Nous décidâmes toutefois de faire sécession, en vieux cons que nous sommes (voir photo ci dessus), et de migrer vers des terres plus accueillantes pour nos oreilles de trentenaires pré quarantenaires (le Boudoir, à deux pas de là). Là, horreur et stupéfaction, la musique était effectivement bien plus abordable (Rihanna, Shakira, toutes mes copines à prénom de pouffinA étaient là, réunies sur le dance floor), mais la moyenne d’âge frisait allègrement la cinquantaine. bien tassée, friquée et bedonnante. Cernés par les couguars ascendant puma et les hommes d’affaires libidineux, nous rebroussâmes chemin au bout d’un quart d’heure, pour retrouver nos jujus et leur boum boum. Grâce à quelques coupettes bien envoyées au fond du gosier, nous retrouvâmes même le mojo suffisant pour finir par tous les coucher, nos petits collègues.
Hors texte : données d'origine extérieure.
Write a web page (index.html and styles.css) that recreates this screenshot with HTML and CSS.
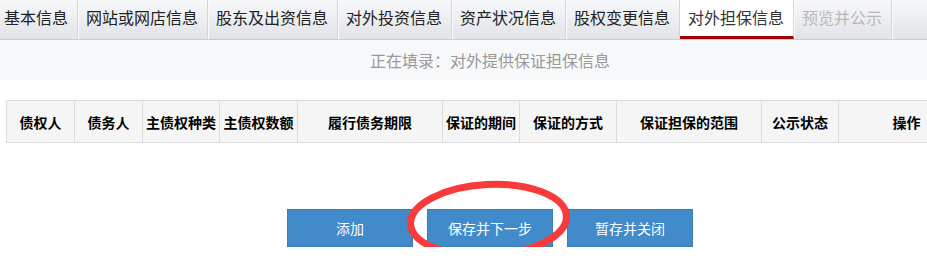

A 3h et des cacahuètes, nous étions les derniers à quitter le parquet collant de la boîte. NON MAIS.
(Loca loooca loooooooooca. Que j’ai chanté à tue tête.)
(Shakira. Eté 2012.)
Reste qu’au cours de cette soirée, il a fallu se rendre à l’évidence. Nous ne sommes plus des « jeunes ». Nous avons dépassé (allègrement) la trentaine, et avons « coché un certain nombre de cases » (le boulot stable, la vie en couple, l’appart, le mariage, les enfants, le scenic …. restent encore – il paraît – la résidence secondaire, le coupé, le labrador, la maîtresse, le plan de licenciement à 45 ans …). Les soirées alcoolisées nous amusent, mais on reste relativement détachés (tout en observant d’un oeil goguenard les petits s’explorer gaiement les amygdales). Les « jeunes » nous acceptent encore dans leur cercle, parce qu’ils savent que nous sommes la projection de leurs vies à 5 ou 10 ans, mais ils nous voient déjà comme ailleurs, dans des sphères (économiques, politiques, sociales) loin des leurs. Des fois j’ai envie de les secouer comme des vieux pruniers et leur dire « mais bordel de couille, j’étais à ta place, mon gars, y’a pas si longtemps, ne crois pas que je sois passé du côté obscur de la force, j’ai encore de l’énergie, de la capacité de rébellion, de l’imagination, le sens de la dérision, une conscience sociale, toussa ». Enfin je crois, j’espère. Mais est ce qu’ils me croiraient, ces petits cons ?
Pour autant, on se sent encore bien trop verts pour s’assimiler à ces nantis ventripotents qui matent les petits minettes au cul ferme et aux seins insolents d’un oeil torve, ou ces femmes entre deux âges qui luttent contre l’inévitable à grands renforts de tenues brillantes et corsetées, et maquillage outrancier. On est là, tankés dans cet entre-deux inconfortable, on a grandi, on a mûri, mais on veut pas vieillir. Pas encore, pas tout de suite. Alors on reste à danser, à boire, à participer au tourbillon de la vie, en mettant un point d’honneur à finir la soirée. Se coucher à 4h, se lever à 7h pour les enfants, assurer la conf call de 9h, croire et faire croire qu’on mène tout de front (alors qu’à 15h je penserais qu’à me rouler en boule dans un canapé), parce qu’on est plus jeune, mais encore fringant.
Force & honneur, camarades trentenaires.